Love, again is populated by artists and intense personalities. From the very beginning I was so hooked to these characters that I needed to know what would happen to them.
 Sarah Durham and Stephen become good friends. Sarah is a writer who works in a theater in London. Stephen is madly in love with a woman called Julie Vairon. Julie is dead, though. She died one hundred years ago. She had been a gifted musician, an artist and a writer; she had also been a kind of outcast who loved to dance in the woods.
 Julie Vairon is  the main character of the play Sarah and Stephen are working on together. Sarah is a woman in her sixties who had not cared about romantic love for two decades, and, all of a sudden, she falls in love with Bill, the young actor who plays the role of Julie Vairon’s first lover. 
  Sarah had lost her husband in her late thirties. She had to raise her two kids by herself, so she had always been too busy to date men. 
  We are then invited into the intimate territory of Sarah’s thoughts, fantasies and emotions.
  While I read this novel I came across many interesting revelations about society, and I found myself saying, "Finally somebody dares to assert what I have been observing and thinking for many years". 
  Sarah did not know she was capable of being in love this way. She wondered how these exhilarating sensations had evaded her for two decades and is somewhat shocked at feeling what she feels. There is a mutual attraction between Sarah and Bill but their relationship never flourishes, and I am left wondering if her feelings had more to do with lust than with love.
 The frustration of not accomplishing a true love relationship with Bill transforms into something else. Just like Julie Vairon, Sarah Durham falls in love a second time. Doris Lessing dredges up the obscure realities and inconveniences of falling in love. She will make you burn in flames of passion and desire, and will later splash you with icy water. 
 After she falls in love, Sarah Durham is caught up in a swamp of grief. She yearns for her lost youth and falls into the prejudice of thinking that she will never be cherished and desired the way she had been when she was young. For many years she had been too occupied with life responsibilities to be bothered with the physical changes that had been happening over time. We witness the stages of her grief.  
  Now she also examines her life under a new light of introspection. Her quest for love leads her to ponder over her relationship with her brother, mother,  father. She is also flooded with memories of past lovers. 
   Everybody adores Julie Vairon. Her life is a mirror of their heartbreaks. Sarah and Stephen are two heart-broken souls “living in their own deserts”. They understand Julie Vairon’s misery from their own personal experiences and they are deeply touched by her music. Amid their despair, they share moments of solace and comfort in literature and philosophy.
  Yes, Julie Vairon is dead, but her spirit is alive through her art, music and words. It is the shadow of these characters’ love stories.  
  Sarah and Stephen are fond of each other.  They miss each other, but their friendship is crippled by misunderstandings, fears and doubts. The fact that Sarah is a woman and Stephen is a man plays a role in the dynamics of their communication. Yet their sincerity  had brought them together. I have never come across a writer who deals with these matters so openly.
  Doris Lessing made me feel that Sarah and Stephen are my intimate friends. I kept mulling over their inner conflicts and troubles after I finished reading this novel.
  I would have given this novel a different kind of ending -- a happier, hopeful one.
  It is clear to me that Doris Lessing had more faith in the arts than in the act of falling in love.
  If human relationships intrigue you and keep you awake at night, this novel will captivate you. If, on the other hand, you prefer fairy tales, you may be better off reading something else.

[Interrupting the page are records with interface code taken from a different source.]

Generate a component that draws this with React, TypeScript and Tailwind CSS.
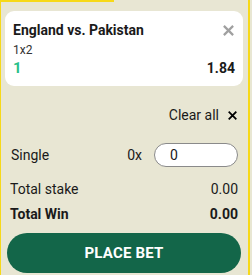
import React from "react";

function CloseIcon({className}: {className?: string}) {
    return (
        <svg viewBox="0 0 10 10" className={className} fill="none" stroke="currentColor" strokeWidth={2} strokeLinecap="square">
            <path d="M1.5 1.5 L8.5 8.5 M8.5 1.5 L1.5 8.5"/>
        </svg>
    );
}

export default function App() {
    return (
        <div className="w-[252px] h-[275px] bg-[#e8e6d3] overflow-hidden font-['Roboto',sans-serif] text-[#1a1a1a]">
            <div className="w-[250px] h-full border-l border-r-2 border-[#f7d918] flex flex-col">
                <div className="h-[2px] w-[113px] bg-[#f7d918]"/>

                {/* bet slip card */}
                <div className="mt-[9px] ml-[4px] mr-[5px] bg-white rounded-[9px] pl-2 pr-2 pt-[9px] pb-[8px]">
                    <div className="flex items-center justify-between h-5">
                        <p className="font-bold text-[14px] leading-5">England vs. Pakistan</p>
                        <CloseIcon className="w-[11px] h-[11px] text-[#a0a0a0] mr-[1px]"/>
                    </div>
                    <p className="text-[12px] leading-4 text-[#333] mt-[2px]">1x2</p>
                    <div className="flex items-center justify-between h-5">
                        <span className="font-bold text-[15px] text-[#29bf8a]">1</span>
                        <span className="font-bold text-[14px]">1.84</span>
                    </div>
                </div>

                <div className="mt-[19px] mr-[11px] flex items-center justify-end gap-[9px] h-5">
                    <span className="text-[14px] leading-5">Clear all</span>
                    <CloseIcon className="w-[9px] h-[9px] text-black"/>
                </div>

                <div className="mt-[18px] ml-[10px] mr-[10px] flex items-center h-6">
                    <span className="text-[14px] grow">Single</span>
                    <span className="text-[14px] mr-3">0x</span>
                    <div className="w-[84px] h-6 rounded-full border border-[#8a8a8a] bg-white flex items-center pl-[15px] text-[14px]">0</div>
                </div>

                <div className="mt-[12px] ml-[9px] mr-[10px] flex justify-between text-[14px] leading-5">
                    <span>Total stake</span>
                    <span>0.00</span>
                </div>
                <div className="mt-[5px] ml-[9px] mr-[10px] flex justify-between text-[14px] leading-5 font-bold">
                    <span>Total Win</span>
                    <span>0.00</span>
                </div>

                <button className="mt-[9px] ml-[6px] mr-[7px] h-10 rounded-full bg-[#136649] text-white font-bold text-[15px] tracking-[0.2px]">
                    PLACE BET
                </button>
            </div>
        </div>
    );
}
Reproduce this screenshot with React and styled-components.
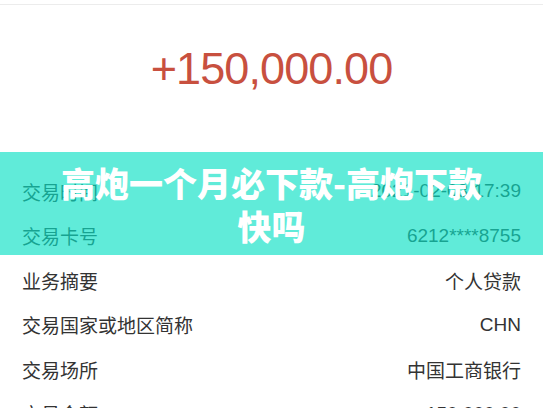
import React from "react";
import styled, { createGlobalStyle } from "styled-components";

const Global = createGlobalStyle`
  html, body { margin: 0; padding: 0; background: #ffffff; }
  body { font-family: "Liberation Sans", "Noto Sans CJK SC", sans-serif; }
`;

const Page = styled.div`
  position: relative;
  width: 543px;
  height: 408px;
  overflow: hidden;
  background: #ffffff;
`;

const TopBar = styled.div`
  height: 4px;
  border-bottom: 1px solid #ececec;
`;

const AmountSection = styled.div`
  height: 123px;
  padding-top: 41px;
  display: flex;
  justify-content: center;
`;

const Amount = styled.div`
  font-family: "Liberation Sans", Arial, sans-serif;
  font-size: 45px;
  line-height: 1;
  letter-spacing: -0.9px;
  color: #c8503f;
`;

const List = styled.div`
  display: flex;
  flex-direction: column;
`;

const Row = styled.div`
  height: 44.5px;
  padding: 0 22px;
  display: flex;
  align-items: center;
  justify-content: space-between;
  font-family: "Liberation Sans", "Noto Sans CJK SC", sans-serif;
  font-size: 19px;
  color: #333333;
`;

const Label = styled.span``;
const Value = styled.span``;

const Overlay = styled.div`
  position: absolute;
  left: 0;
  right: 0;
  top: 152px;
  height: 103px;
  background: rgba(10, 224, 196, 0.65);
  display: flex;
  align-items: center;
  justify-content: center;
`;

const Title = styled.h1`
  margin: 0;
  max-width: 440px;
  text-align: center;
  font-family: "Noto Sans CJK SC", sans-serif;
  font-weight: 900;
  font-size: 34px;
  line-height: 43px;
  color: #ffffff;
`;

const rows = [
  ["交易时间", "2021-02-03 17:39"],
  ["交易卡号", "6212****8755"],
  ["业务摘要", "个人贷款"],
  ["交易国家或地区简称", "CHN"],
  ["交易场所", "中国工商银行"],
  ["交易金额", "150,000.00"],
];

export default function App() {
  return (
    <Page>
      <Global />
      <TopBar />
      <AmountSection>
        <Amount>+150,000.00</Amount>
      </AmountSection>
      <List>
        {rows.map(([l, v]) => (
          <Row key={l}>
            <Label>{l}</Label>
            <Value>{v}</Value>
          </Row>
        ))}
      </List>
      <Overlay>
        <Title>高炮一个月必下款-高炮下款快吗</Title>
      </Overlay>
    </Page>
  );
}
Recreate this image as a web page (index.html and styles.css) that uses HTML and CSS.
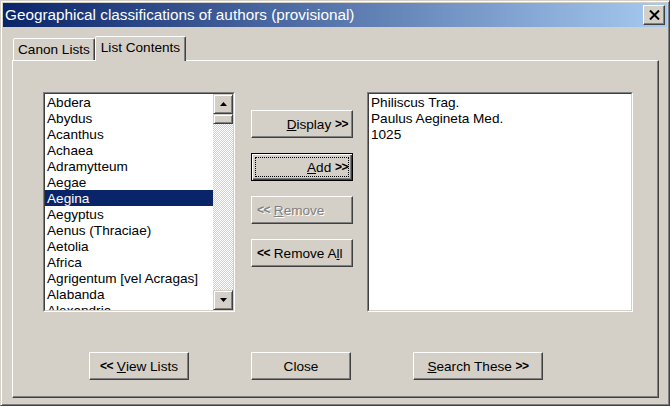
FILE: index.html
```html
<!DOCTYPE html>
<html>
<head>
  <title>Geographical classifications of authors (provisional)</title>
  <link rel="stylesheet" href="styles.css">
</head>
<body>
  <div class="window">
    <div class="titlebar">
      <span class="title-text">Geographical classifications of authors (provisional)</span>
      <button class="close-button">
        <svg width="11" height="10" viewBox="0 0 11 10"><path d="M1 0.5 L10 9.5 M10 0.5 L1 9.5" stroke="#000" stroke-width="2"/></svg>
      </button>
    </div>
    <div class="client">
      <div class="tabs">
        <div class="tab">Canon Lists</div>
        <div class="tab active">List Contents</div>
      </div>
      <div class="panel">
        <div class="lists-row">
          <div class="listbox">
            <div class="listbox-inner">
              <ul class="list-items">
                <li>Abdera</li>
                <li>Abydus</li>
                <li>Acanthus</li>
                <li>Achaea</li>
                <li>Adramytteum</li>
                <li>Aegae</li>
                <li class="selected">Aegina</li>
                <li>Aegyptus</li>
                <li>Aenus (Thraciae)</li>
                <li>Aetolia</li>
                <li>Africa</li>
                <li>Agrigentum [vel Acragas]</li>
                <li>Alabanda</li>
                <li>Alexandria</li>
              </ul>
              <div class="scrollbar">
                <div class="scroll-button">
                  <svg width="7" height="4" viewBox="0 0 7 4"><path d="M3.5 0 L7 4 L0 4 Z" fill="#000"/></svg>
                </div>
                <div class="scroll-thumb"></div>
                <div class="scroll-track"></div>
                <div class="scroll-button">
                  <svg width="7" height="4" viewBox="0 0 7 4"><path d="M0 0 L7 0 L3.5 4 Z" fill="#000"/></svg>
                </div>
              </div>
            </div>
          </div>
          <div class="move-buttons">
            <button class="btn right"><u>D</u>isplay&nbsp;<span class="arrows">&gt;&gt;</span></button>
            <button class="btn default"><span class="focus-rect"><u>A</u>dd&nbsp;<span class="arrows">&gt;&gt;</span></span></button>
            <button class="btn disabled"><span class="arrows">&lt;&lt;</span>&nbsp;<u>R</u>emove</button>
            <button class="btn"><span class="arrows">&lt;&lt;</span>&nbsp;Remove A<u>l</u>l</button>
          </div>
          <div class="textbox">
            <div class="textbox-inner">
              <p>Philiscus Trag.</p>
              <p>Paulus Aegineta Med.</p>
              <p>1025</p>
            </div>
          </div>
        </div>
        <div class="bottom-buttons">
          <button class="btn center"><span class="arrows">&lt;&lt;</span>&nbsp;<u>V</u>iew Lists</button>
          <button class="btn center">Close</button>
          <button class="btn center wide"><u>S</u>earch These&nbsp;<span class="arrows">&gt;&gt;</span></button>
        </div>
      </div>
    </div>
  </div>
</body>
</html>
```

FILE: styles.css
```css
* {
  box-sizing: border-box;
  margin: 0;
  padding: 0;
}
body {
  width: 670px;
  height: 406px;
  overflow: hidden;
  background: #d4d0c8;
  font-family: "Liberation Sans", Arial, sans-serif;
  font-size: 13.6px;
  color: #000;
}
.window {
  width: 670px;
  height: 406px;
  display: flex;
  flex-direction: column;
  padding: 2px;
  background: #d4d0c8;
  border: 1px solid;
  border-color: #d4d0c8 #404040 #404040 #d4d0c8;
  box-shadow: inset 1px 1px #fff, inset -1px -1px #808080;
}
.titlebar {
  height: 24px;
  flex-shrink: 0;
  display: flex;
  align-items: center;
  justify-content: space-between;
  padding: 0 2px;
  background: linear-gradient(to right, #0a246a, #a6caf0);
  color: #fff;
}
.title-text {
  font-size: 15.3px;
  white-space: nowrap;
}
.close-button {
  width: 22px;
  height: 20px;
  display: flex;
  align-items: center;
  justify-content: center;
  background: #d4d0c8;
  border: 1px solid;
  border-color: #fff #404040 #404040 #fff;
  box-shadow: inset -1px -1px #808080;
}
.client {
  flex: 1;
  display: flex;
  flex-direction: column;
  padding: 9px 8px 5px 9px;
}
.tabs {
  height: 24px;
  flex-shrink: 0;
  display: flex;
  align-items: flex-end;
  padding-left: 1px;
}
.tab {
  height: 22px;
  line-height: 22px;
  padding: 0 4px;
  white-space: nowrap;
  background: #d4d0c8;
  border: 1px solid;
  border-bottom: none;
  border-color: #fff #404040 transparent #fff;
  border-radius: 2px 2px 0 0;
  box-shadow: inset -1px 0 #808080;
}
.tab.active {
  position: relative;
  z-index: 1;
  height: 25px;
  line-height: 22px;
  padding: 0 5px;
  margin-bottom: -1px;
}
.panel {
  flex: 1;
  padding: 31px 0 0 30px;
  border: 1px solid;
  border-color: #fff #404040 #404040 #fff;
  box-shadow: inset -1px -1px #808080;
}
.lists-row {
  display: flex;
  align-items: flex-start;
}
.listbox,
.textbox {
  height: 220px;
  border: 1px solid;
  border-color: #808080 #fff #fff #808080;
}
.listbox {
  width: 192px;
}
.textbox {
  width: 266px;
}
.listbox-inner,
.textbox-inner {
  height: 100%;
  background: #fff;
  border: 1px solid;
  border-color: #404040 #d4d0c8 #d4d0c8 #404040;
}
.listbox-inner {
  display: flex;
}
.list-items {
  flex: 1;
  min-width: 0;
  list-style: none;
  overflow: hidden;
}
.list-items li {
  height: 16px;
  line-height: 17px;
  padding-left: 2px;
  white-space: nowrap;
}
.list-items li.selected {
  background: #0a246a;
  color: #fff;
}
.scrollbar {
  width: 20px;
  flex-shrink: 0;
  display: flex;
  flex-direction: column;
}
.scroll-button,
.scroll-thumb {
  background: #d4d0c8;
  border: 1px solid;
  border-color: #d4d0c8 #404040 #404040 #d4d0c8;
  box-shadow: inset 1px 1px #fff, inset -1px -1px #808080;
}
.scroll-button {
  height: 20px;
  flex-shrink: 0;
  display: flex;
  align-items: center;
  justify-content: center;
}
.scroll-thumb {
  height: 10px;
  flex-shrink: 0;
}
.scroll-track {
  flex: 1;
  background: repeating-conic-gradient(#fff 0 25%, #d4d0c8 0 50%) 0 0 / 2px 2px;
}
.textbox-inner {
  padding: 0 2px;
  line-height: 16px;
}
.textbox-inner p {
  height: 16px;
  line-height: 17px;
}
.move-buttons {
  width: 102px;
  display: flex;
  flex-direction: column;
  gap: 15px;
  margin: 18px 14px 0 16px;
}
.btn {
  width: 102px;
  height: 28px;
  display: flex;
  align-items: center;
  padding: 0 5px;
  font: inherit;
  color: #000;
  white-space: nowrap;
  background: #d4d0c8;
  border: 1px solid;
  border-color: #fff #404040 #404040 #fff;
  box-shadow: inset -1px -1px #808080;
}
.btn.right {
  justify-content: flex-end;
  padding-right: 4px;
}
.btn.center {
  justify-content: center;
}
.btn.default {
  padding: 3px;
  border-color: #000;
  box-shadow: inset 1px 1px #fff, inset -1px -1px #404040, inset -2px -2px #808080;
}
.focus-rect {
  flex: 1;
  height: 100%;
  display: flex;
  align-items: center;
  justify-content: flex-end;
  border: 1px dotted #000;
}
.btn.disabled {
  color: #808080;
  text-shadow: 1px 1px #fff;
}
.arrows {
  font-weight: bold;
  font-size: 12px;
  letter-spacing: -0.5px;
}
.bottom-buttons {
  display: flex;
  gap: 62px;
  margin: 40px 0 0 46px;
}
.bottom-buttons .btn {
  width: 100px;
}
.bottom-buttons .btn.wide {
  width: 130px;
}
```
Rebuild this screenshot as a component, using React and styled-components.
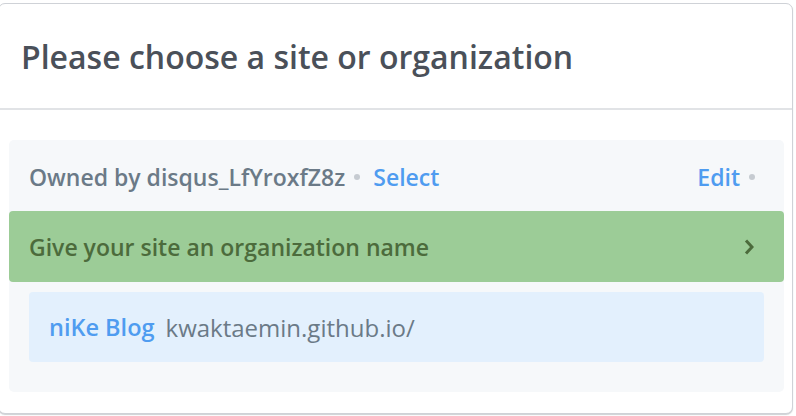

  Doris Lessing was awarded the 2007 Nobel Prize in Literature. In 2008 The Times ranked her fifth on a list  of "the 50 greatest British writers since 1945". In 2001 she was awarded the David Cohen Prize for a lifetime's achievement  in British literature.


2 comments:

  1. Hi Julia. I love that Rumi quote. I remembered that Doris Lessing had won the Nobel Prize in Literature and that she passed away last year. A very accomplished writer. What a fascinating story you've described! I think I’d like to read “Love, Again.” Although I prefer hopeful endings in stories too, in reality, life is not always a happy ending. Hope alone does not make for happiness, and perhaps (without yet reading the book) that is part of the point of the story. Thank you for this comprehensive review! (And thanks for stopping by my blog, too!)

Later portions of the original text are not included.